Written request:
Up to and including the line that contains "import React from", repeat each line of the data exactly, starting from the first.

Information supplied:

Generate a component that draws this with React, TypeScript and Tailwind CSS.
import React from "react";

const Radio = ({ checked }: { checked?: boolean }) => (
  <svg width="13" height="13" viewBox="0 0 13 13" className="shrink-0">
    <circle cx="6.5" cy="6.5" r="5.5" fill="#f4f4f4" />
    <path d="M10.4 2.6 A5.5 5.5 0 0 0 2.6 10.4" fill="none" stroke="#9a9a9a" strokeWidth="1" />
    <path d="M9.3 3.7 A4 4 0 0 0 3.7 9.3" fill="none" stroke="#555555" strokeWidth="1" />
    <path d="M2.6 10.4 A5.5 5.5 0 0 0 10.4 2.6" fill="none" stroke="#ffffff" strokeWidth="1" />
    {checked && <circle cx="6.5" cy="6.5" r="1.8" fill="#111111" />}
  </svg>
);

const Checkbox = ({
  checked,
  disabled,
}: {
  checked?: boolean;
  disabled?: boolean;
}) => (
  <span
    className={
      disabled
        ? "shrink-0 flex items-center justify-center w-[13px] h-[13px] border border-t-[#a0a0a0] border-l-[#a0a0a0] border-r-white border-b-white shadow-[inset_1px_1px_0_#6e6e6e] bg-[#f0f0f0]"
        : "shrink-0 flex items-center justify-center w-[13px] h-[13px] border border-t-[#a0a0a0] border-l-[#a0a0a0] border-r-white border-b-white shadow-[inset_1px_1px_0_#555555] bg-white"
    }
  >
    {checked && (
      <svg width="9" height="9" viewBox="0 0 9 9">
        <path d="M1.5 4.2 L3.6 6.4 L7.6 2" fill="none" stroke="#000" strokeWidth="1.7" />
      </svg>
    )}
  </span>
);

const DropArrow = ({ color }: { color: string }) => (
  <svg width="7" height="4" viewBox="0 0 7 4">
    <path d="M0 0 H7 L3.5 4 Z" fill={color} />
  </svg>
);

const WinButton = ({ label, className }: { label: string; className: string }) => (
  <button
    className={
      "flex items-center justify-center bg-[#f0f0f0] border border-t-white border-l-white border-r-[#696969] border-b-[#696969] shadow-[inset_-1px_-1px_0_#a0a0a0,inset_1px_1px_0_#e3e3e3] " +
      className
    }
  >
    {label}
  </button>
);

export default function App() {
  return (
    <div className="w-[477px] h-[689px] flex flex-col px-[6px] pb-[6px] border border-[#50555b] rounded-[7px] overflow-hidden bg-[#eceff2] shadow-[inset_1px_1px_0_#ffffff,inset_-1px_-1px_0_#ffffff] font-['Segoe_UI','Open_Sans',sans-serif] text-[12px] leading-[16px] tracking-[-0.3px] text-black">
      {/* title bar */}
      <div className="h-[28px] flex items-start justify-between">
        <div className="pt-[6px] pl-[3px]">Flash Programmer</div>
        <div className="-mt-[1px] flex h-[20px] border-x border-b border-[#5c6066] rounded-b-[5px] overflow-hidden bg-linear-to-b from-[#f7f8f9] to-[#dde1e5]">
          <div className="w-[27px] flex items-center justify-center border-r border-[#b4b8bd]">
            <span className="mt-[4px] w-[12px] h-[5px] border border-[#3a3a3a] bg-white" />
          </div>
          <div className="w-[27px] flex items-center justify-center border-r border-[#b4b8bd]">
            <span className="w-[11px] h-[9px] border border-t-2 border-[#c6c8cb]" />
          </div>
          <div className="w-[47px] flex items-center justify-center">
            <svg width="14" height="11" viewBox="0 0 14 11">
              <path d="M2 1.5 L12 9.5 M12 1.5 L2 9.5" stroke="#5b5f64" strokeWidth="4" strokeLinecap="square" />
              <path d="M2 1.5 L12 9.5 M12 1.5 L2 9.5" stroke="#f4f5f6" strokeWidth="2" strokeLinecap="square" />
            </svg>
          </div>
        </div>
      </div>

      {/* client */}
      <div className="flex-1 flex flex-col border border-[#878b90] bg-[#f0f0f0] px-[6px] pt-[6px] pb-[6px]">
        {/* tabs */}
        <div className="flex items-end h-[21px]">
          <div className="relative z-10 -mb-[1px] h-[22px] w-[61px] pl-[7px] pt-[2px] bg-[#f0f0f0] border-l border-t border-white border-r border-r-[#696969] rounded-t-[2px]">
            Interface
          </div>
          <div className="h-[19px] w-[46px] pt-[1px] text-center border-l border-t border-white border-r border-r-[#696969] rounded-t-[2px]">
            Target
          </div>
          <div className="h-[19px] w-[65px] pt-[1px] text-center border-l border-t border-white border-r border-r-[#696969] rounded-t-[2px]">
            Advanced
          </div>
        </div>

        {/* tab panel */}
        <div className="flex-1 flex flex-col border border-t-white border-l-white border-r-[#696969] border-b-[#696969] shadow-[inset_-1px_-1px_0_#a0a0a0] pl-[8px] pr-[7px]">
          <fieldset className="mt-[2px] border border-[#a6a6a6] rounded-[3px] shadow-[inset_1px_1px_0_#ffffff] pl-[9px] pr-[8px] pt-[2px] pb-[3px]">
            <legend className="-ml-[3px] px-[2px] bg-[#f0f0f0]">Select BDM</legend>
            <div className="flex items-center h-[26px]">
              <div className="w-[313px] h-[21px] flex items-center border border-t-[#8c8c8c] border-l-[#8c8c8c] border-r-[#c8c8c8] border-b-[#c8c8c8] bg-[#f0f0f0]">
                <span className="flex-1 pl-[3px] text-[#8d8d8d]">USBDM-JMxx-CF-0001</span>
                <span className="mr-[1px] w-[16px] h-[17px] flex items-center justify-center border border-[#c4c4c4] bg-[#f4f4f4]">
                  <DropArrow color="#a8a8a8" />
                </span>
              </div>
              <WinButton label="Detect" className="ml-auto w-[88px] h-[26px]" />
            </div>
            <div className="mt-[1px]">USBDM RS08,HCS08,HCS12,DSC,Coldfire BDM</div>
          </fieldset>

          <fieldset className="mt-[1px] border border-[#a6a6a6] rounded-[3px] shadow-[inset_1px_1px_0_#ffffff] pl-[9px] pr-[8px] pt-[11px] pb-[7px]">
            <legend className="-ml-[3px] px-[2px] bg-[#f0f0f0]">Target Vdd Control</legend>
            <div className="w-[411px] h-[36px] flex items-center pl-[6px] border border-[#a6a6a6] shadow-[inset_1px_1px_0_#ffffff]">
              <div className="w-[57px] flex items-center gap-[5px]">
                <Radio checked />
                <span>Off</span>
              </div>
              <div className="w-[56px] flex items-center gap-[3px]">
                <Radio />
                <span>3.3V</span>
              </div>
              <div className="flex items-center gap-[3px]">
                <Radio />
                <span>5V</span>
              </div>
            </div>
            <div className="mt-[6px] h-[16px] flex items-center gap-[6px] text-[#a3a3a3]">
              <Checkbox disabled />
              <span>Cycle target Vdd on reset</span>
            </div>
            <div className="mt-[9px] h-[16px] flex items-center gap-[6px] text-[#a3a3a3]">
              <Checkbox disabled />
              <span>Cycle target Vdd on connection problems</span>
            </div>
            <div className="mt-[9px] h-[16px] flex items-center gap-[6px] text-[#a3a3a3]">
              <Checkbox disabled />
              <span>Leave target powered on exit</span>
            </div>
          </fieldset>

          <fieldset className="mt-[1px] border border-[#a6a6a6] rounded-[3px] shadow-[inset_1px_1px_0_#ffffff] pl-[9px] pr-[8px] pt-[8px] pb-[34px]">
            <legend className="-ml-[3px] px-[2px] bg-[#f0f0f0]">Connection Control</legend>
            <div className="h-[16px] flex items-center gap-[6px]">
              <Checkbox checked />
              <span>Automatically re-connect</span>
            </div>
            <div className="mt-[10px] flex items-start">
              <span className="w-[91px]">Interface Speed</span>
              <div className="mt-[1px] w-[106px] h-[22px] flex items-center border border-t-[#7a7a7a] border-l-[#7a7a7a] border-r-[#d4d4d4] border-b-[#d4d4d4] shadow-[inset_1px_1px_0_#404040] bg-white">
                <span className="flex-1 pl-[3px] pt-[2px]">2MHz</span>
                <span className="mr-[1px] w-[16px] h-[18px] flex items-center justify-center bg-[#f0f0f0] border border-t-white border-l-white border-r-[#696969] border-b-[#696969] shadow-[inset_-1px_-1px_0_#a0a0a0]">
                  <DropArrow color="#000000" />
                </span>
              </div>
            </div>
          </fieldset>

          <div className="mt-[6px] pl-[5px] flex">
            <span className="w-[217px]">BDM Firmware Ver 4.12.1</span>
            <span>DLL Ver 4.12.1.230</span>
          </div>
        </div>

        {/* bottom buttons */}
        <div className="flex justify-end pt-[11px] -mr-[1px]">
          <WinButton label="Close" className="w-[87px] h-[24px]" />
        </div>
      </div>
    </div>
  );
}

Reply to the task:
Generate a component that draws this with React, TypeScript and Tailwind CSS.
import React from "react";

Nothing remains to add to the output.